Is Quality of Life Decreasing in America?
On the Facebook page of the U.S. Farmers & Ranchers I recently shared something recently read.
The Victory Gardens were not just part of the war effort – it was survival. I followed that read with an outstanding story of an Australian race horse. Completely unrelated except that Shannon was a young horse at the time of those rations. It spoke of the rationing of tires and food, of not being able to get the horses to the turnout farms because fuel and resources were used for the war effort.
It brought up the question about the quality of life now, as compared to the 1940s. I wasn’t around then, but from family that was, having little to eat was not something that was comfortable. Not knowing where the meals would come from and a host of other issues is stressful.
But in many ways, from a quality of life standpoint, wasn’t it slightly better? Looking at today, how much do we really want to give up of current day comforts? I could do without cell phones, but many wouldn’t know how to survive without checking for texts on a regular basis. It’s become part of our life.

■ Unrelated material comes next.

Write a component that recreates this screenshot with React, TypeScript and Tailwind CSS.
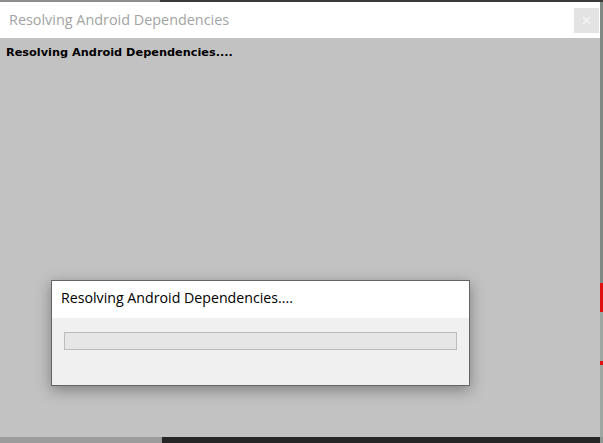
import React from 'react';

const ui = { fontFamily: '"Open Sans", "Noto Sans", sans-serif' };
const imgui = { fontFamily: '"DejaVu Sans", "Liberation Sans", sans-serif' };

const ProgressDialog: React.FC<{ message: string }> = ({ message }) => (
  <div className="absolute left-[51px] top-[242px] w-[419px] border border-[#646464] bg-[#f0f0f0] shadow-[0_4px_14px_rgba(0,0,0,0.35)]">
    <div className="h-[37px] bg-white pl-[9px] pt-[7px] text-[14.2px] leading-[20px] text-black" style={ui}>
      {message}
    </div>
    <div className="h-[67px] px-[12px] pt-[14px]">
      <div className="h-[18px] border border-[#bcbcbc] bg-[#e6e6e6]" />
    </div>
  </div>
);

export default function App() {
  return (
    <div className="flex h-[443px] w-[603px] flex-col overflow-hidden bg-[#2a2a2a]">
      <div className="flex h-[2px]">
        <div className="w-[160px] bg-[#8e8e8e]" />
        <div className="flex-1 bg-[#3a3a3a]" />
      </div>
      <div className="flex h-[435px]">
        {/* editor window */}
        <div className="flex w-[600px] flex-col">
          <div className="flex h-[36px] items-center justify-between bg-white">
            <span className="pl-[9px] text-[14.4px] text-[#a3a3a3]" style={ui}>
              Resolving Android Dependencies
            </span>
            <button className="mr-[1px] flex h-[25px] w-[25px] items-center justify-center bg-[#e3e3e3] text-[#f5f5f5]">
              <svg width="9" height="9" viewBox="0 0 9 9" fill="none" stroke="currentColor" strokeWidth="1.3">
                <path d="M1 1L8 8M8 1L1 8" />
              </svg>
            </button>
          </div>
          <div className="relative flex-1 bg-[#c2c2c2]">
            <div className="pl-[6px] pt-[8px] text-[11.3px] font-bold leading-[13px] text-black" style={imgui}>
              Resolving Android Dependencies....
            </div>
            <ProgressDialog message="Resolving Android Dependencies...." />
          </div>
        </div>
        {/* background peeking through at the right */}
        <div className="flex w-[3px] flex-col bg-[#9ea8a2]">
          <div className="h-[281px] bg-[#7f8a85]" />
          <div className="h-[29px] bg-[#e01010]" />
          <div className="h-[49px]" />
          <div className="h-[4px] bg-[#e01010]" />
          <div className="flex-1" />
        </div>
      </div>
      <div className="flex h-[6px]">
        <div className="w-[162px] bg-[#9c9c9c]" />
        <div className="w-[438px] bg-[#262626]" />
        <div className="flex-1 bg-[#8f9994]" />
      </div>
    </div>
  );
}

Over the last 40-50 years there’s been dozens of time saving devices introduced, from microwaves to dishwashers. We even have floor cleaners that work on their own. And yet with all that free time we have kids without proper supervision and teaching. There’s more anxiety and an increase in medicating emotional problems.
How many of those could be lessened with some time cleaning a barn, or taking a ride on a horse or spending some time in the garden? Why do we look to OTHERS to provide our food choices, as if we can’t do it ourselves?
Some points to consider, and some points we’re doing something about with planning clinics, classes, retreats and more. If our health – including mental health – isn’t important then why blame companies, food and a host of other people rather than the decision to remain in a stressful situation.
Some folks are addicted to drama. They swear they want out of it, but remain in it, foster it, feed it and cut out those that threaten to interrupt or smother their drama teddy bears. They ride the satisfaction of being right, the depression of battling and being misrepresented but continue right on doing the same thing and feeding the same energy. This isn’t one or two people folks – it’s millions of them. It creates chaos where it really doesn’t need to be.
Quality of life means a lot. I think of toddlers who don’t want to let go of their blanket even to be washed, as if it will disappear. Life isn’t about giving up things, it’s about starting over and making a life. Not making a survival. Isn’t that what quality of life should be?
We have so much surrounding us our grandparents could not have imagined! Let’s use it to make things better – not as a crutch to avoid washing the blanket.